Cicioğlu M., Çalhan A.

NEURAL COMPUTING AND APPLICATIONS, vol.1, no.1, pp.1-14, 2022 (SCI-Expanded)

  • Publication Type: Article / Article
  • Volume: 1 Issue: 1
  • Publication Date: 2022
  • Doi Number: 10.1007/s00521-022-07993-w
  • Journal Name: NEURAL COMPUTING AND APPLICATIONS
  • Journal Indexes: Science Citation Index Expanded (SCI-EXPANDED), Scopus, Academic Search Premier, PASCAL, Applied Science & Technology Source, Biotechnology Research Abstracts, Compendex, Computer & Applied Sciences, Index Islamicus, INSPEC, zbMATH
  • Page Numbers: pp.1-14
  • Bursa Uludag University Affiliated: Yes

Abstract

Software-defined networking (SDN) is a flexible networking paradigm that provides isolation of control and data planes from each other, proposes control mechanisms, network programmability and autonomy, and new tools for developing solutions to traditional network infrastructure problems such as latency, throughput, and packet loss losses.
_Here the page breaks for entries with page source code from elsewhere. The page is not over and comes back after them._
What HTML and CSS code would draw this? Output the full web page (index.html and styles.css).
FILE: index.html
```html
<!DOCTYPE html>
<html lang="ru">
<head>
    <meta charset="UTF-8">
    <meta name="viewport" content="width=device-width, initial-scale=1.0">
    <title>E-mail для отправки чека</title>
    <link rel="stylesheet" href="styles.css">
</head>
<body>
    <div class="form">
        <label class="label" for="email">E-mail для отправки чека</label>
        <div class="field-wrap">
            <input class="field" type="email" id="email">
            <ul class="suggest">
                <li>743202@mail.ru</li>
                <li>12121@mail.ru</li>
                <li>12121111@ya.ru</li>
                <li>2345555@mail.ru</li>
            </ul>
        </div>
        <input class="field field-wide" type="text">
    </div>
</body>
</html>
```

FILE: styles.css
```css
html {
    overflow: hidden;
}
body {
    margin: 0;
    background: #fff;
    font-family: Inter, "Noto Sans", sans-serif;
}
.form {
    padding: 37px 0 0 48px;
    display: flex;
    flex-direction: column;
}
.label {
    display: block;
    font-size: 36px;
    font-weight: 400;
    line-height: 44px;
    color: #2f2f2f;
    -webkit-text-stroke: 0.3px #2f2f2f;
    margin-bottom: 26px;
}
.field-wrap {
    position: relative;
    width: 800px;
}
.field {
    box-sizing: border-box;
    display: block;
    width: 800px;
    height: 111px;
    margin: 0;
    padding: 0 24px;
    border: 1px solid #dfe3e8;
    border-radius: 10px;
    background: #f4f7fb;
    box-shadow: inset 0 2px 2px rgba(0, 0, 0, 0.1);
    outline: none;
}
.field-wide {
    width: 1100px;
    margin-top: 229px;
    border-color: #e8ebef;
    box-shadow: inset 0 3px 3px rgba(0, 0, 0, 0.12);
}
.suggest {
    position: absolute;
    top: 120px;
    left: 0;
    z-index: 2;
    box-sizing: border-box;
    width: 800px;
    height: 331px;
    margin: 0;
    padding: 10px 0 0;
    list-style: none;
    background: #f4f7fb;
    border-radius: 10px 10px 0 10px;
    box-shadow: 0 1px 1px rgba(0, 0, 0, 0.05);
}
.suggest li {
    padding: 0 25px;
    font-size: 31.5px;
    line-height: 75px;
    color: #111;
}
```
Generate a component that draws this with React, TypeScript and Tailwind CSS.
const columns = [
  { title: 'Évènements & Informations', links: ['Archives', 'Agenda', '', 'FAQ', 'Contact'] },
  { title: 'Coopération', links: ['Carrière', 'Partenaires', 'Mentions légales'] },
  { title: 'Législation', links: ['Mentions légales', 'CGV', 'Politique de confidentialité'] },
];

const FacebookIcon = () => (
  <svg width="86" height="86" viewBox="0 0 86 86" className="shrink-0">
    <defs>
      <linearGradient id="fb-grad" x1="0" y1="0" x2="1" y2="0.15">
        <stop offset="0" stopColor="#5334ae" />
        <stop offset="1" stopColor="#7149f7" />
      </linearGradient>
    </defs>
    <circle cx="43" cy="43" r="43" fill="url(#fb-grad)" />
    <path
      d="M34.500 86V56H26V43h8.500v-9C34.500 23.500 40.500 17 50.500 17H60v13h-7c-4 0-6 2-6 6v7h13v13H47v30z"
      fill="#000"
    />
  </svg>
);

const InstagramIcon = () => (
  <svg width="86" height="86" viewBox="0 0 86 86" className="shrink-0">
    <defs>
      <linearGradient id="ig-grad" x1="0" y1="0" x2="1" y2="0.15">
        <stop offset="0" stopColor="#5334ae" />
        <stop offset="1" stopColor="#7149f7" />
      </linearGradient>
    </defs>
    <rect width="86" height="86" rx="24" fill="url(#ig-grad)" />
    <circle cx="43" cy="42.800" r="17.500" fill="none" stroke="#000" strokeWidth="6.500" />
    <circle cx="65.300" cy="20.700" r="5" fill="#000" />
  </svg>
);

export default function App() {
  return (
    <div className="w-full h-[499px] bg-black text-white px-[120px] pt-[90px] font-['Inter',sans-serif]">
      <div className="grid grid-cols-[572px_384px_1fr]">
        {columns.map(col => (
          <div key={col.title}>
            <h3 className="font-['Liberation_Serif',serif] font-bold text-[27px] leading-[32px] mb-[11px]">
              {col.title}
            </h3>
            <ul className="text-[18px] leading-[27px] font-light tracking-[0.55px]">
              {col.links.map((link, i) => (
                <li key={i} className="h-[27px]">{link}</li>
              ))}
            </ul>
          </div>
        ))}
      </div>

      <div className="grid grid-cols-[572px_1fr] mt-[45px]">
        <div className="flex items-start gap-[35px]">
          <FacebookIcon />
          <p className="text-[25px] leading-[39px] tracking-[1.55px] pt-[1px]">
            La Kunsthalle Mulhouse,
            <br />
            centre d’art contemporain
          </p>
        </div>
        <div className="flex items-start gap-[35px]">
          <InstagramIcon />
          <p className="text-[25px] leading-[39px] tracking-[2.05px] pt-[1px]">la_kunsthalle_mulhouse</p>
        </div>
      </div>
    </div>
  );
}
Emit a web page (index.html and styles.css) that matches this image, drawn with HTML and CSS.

One of the most important critical issues that evaluated by SDN offers is the hardware and vendor-independent software for routing protocols in wireless communication. Therefore, using the SDN approach to run, manage and optimize routing algorithms efficiently has become one of the important topics. The SDN also makes it possible to use machine learning techniques for routing. In this study, a new machine learning-assisted routing (MLaR) algorithm is proposed for software-defined wireless networks. Through the trained model, this algorithm can make the most appropriate routing decision in real-time by using the historical network parameters of mobile nodes (latency, bandwidth, SNR, distance). This way, a learning the proposed routing algorithm that can adjust itself according to dynamic network conditions has been developed. The proposed MLaR algorithm is compared with the traditional Dijkstra algorithm in terms of delay and throughput ratio, and the MLaR gives more successful results. According to the simulation results, the proposed approach achieved 3.1 and 1.3 times improvement in delay and throughput, respectively, compared to the traditional Dijkstra.